Which brings me to my next point. Fans of the original trilogy will know that when we get our hands on Shepard, they’re already an established military hero. However, in the case of Ryder, all we can say is we were in the wrong place at the right time. It’s no spoiler that at some point in your adventure, Ryder’s father becomes unable to fulfill his duty as Pathfinder. Charged with finding new worlds to settle, the Andromeda initiative cannot survive without a Pathfinder. And so, the job falls to you, a novice at best. Though little is known about Ryder and there are a lot of blanks to fill, we know one thing: You are no hero. You have minimal training, you’ve never fought a war, and you’ve certainly never been responsible for an entire galaxy.

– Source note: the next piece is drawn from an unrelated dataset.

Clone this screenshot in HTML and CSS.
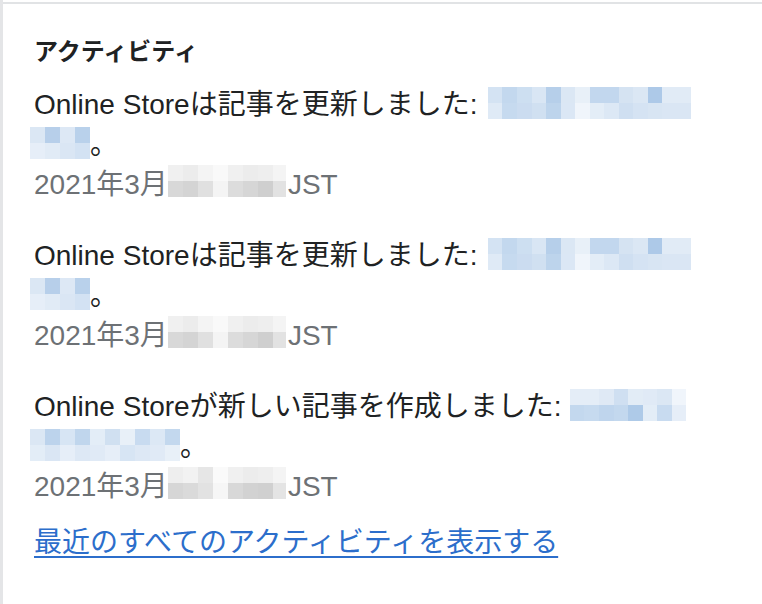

Ryder is a new lump of clay for the player to mould. What you do with them is entirely in your hands. And the role of Pathfinder gives them a huge chance to not only mark out a path for their people but for their success. It’s actually quite refreshing to be the underdog in this situation. It’s like giving a farmer Excalibur and telling him “Hey, go kill that thing that’s been plaguing the land!” We get to see Ryder mature not only as a leader but as a soldier.
Speaking of which, let’s talk combat! When I say Ryder is a lump of clay to mould, I’m really not kidding. When it comes to combat in Mass Effect: Andromeda there’s a lot to love, but also a little bit to hate. First and foremost, this is a Mass Effect game. What happened in the original trilogy is gonna happen here. With the addition of some jumpjets which allow you to hover and dodge in combat, the combat still boils down to aim, shoot, throw biotics at it til it dies. The real fun comes from the skill trees. For the first time in the series, the player is not
For the first time in the series, the player is not constricted to a single class. Players are given the option to spec into combat (weapons), technology or biotics (space magic) however they like. Think of it as a pick ‘n’ mix. If you want to sample a couple of tech skills, have decent aim on guns and then throw in a few biotics for good measure, that’s completely available for you. If you want to stick to the old system and specialize in one or two trees, that’s good too. It’s all about experimenting and finding what’s right for your playstyle. It’s a bold choice that was criticized heavily pre-launch. However, I really like it since it ties in well to the games overall theme of exploration.
That said, there is one thing I will massively critique on that note. While Ryder is free to pick anything, there are only a limited number of points to invest in skills. If you spend a couple points on one skill then decide “Nah, this sucks!” you can respec aboard your ship for the cost of a few credits. However, since the credits scale each time, at a rate I thought was quite high, it does hamper the excitement of experimentation. On first playthrough, it’s natural to not know what any of the skills do. We should be free to explore without a barrier in place for our skills.
Finally, I would be remiss in my duty as a reviewer to ignore the glaring flaws in this game. The game is quite buggy. You’ve no doubt seen the infamous animation bugs that have been making the rounds. At the time of writing, these have not been fixed. However, Bioware has stated that these will be fixed with time. I wish I could say they’re the only bugs I’ve encountered, but as the picture of Drack and his clone will tell you below, there’s more to be found. In my opinion, corners were seriously cut when it comes to playtesting the game. There are animation bugs, complaints about the male/male romances and the constant annoyance of NPC’s speaking over squad banter. But I have faith most of these will be fixed… eventually.
So, final thoughts? Let’s face it! Andromeda will never live up to the original trilogy in the hearts and minds of many a fan of the series. But the great thing about Andromeda is that it doesn’t have to measure up. In the original trilogy, the story was all about Shepard and the Reapers. You were saving the galaxy from certain destruction but anything that we learned about the galaxy was because Shepard personally hadn’t experienced it. However, in Mass Effect: Andromeda, we are the first to experience everything. We make first contact with aliens and we discover worlds. This isn’t going to the library and studying, this is writing the goddamn book!
While comparisons will always be made, I believe Mass Effect: Andromeda has all the potential to become something great should a sequel arise. After all, everyone thought Mass Effect 1 could use a bit of work too! If you’re even the least bit inclined towards a fresh adventure, this certainly isn’t a bad choice. Whether you’ve played the original games or not, you can have fun here. You just need to get out there and find your path.